The image has become mythology: the compellingly artistic writer with deep thoughts about the world, life, and prairies is crippled by the debilitating inability to put those illuminating nuggets on paper. The dreaded writer’s block has come, and woe is spread generally all around.
To that I say, “Hogwash” (if anyone really knows what that means). It’s easy to blame this dreaded malady and stare at the blinking cursor, but it’s not so easy to examine the cause and root it out.
Consider this an anti-writer’s-block boot camp.
Toss the term: Although this is purely psychological, get rid of the term writer’s block. It has become a comfort food, the Cherry Garcia ice cream of the author world. Can’t write? Blame that term which we shall not say again. Missed your deadline? Ditto. Ruts are hard to escape, but taking that unspeakable term out of play is a good start.
Check your expectations: What do you want from your writing? Most of my struggles in the past, when trying to make something ooze out onto the computer screen, had to do with expectations. I wanted my prose to be perfect the first time; I wanted to sell it last week; and I wanted to star in my own cheesy book trailer. When that didn’t happen immediately, my fingers froze.

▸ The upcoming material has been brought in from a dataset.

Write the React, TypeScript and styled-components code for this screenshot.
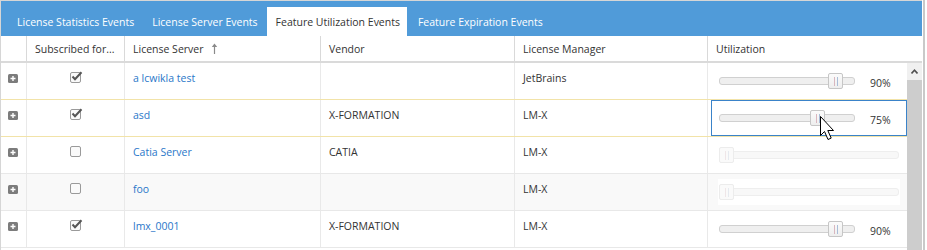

Fast forward to now. I write first drafts knowing they’ll be awful; I know it’ll take time to get my work sold (mostly); and I still want to star in my own cheesy book trailer. The point is that expectations cause many writers to mentally give up. Write like you, and expect the first draft to need massive reconstructive surgery.
Switch gears without regret: If the only thing getting done during your “writing time” on a particular project is Twitter and Facebook, try something else. Dig out that plot idea you had in high school or that fantasy world map you doodled on a napkin or that blog post you’ve meant to work up. Slog through that for a few hours and just get words down. You may never use any of it, but don’t feel bad about needing something different. Writing anything is the point—even what you can’t keep.
Look for the holes: There’s a sixth sense that goes with writing: knowing when there are plot holes and other road hazards (which is admittedly not as cool as ESP or sensing electrical currents). As an editor, I get paid to make them obvious and/or disappear, but your own writer’s sense can manifest itself by not being able to go forward. When you hit the wall, turn around and see if the path you’ve taken is problematic. Rewriting is writing, too.
The point is to write on purpose—something, anything. Tell yourself that there’s no such thing as [that term we shall not mention] and then keep your fingers moving.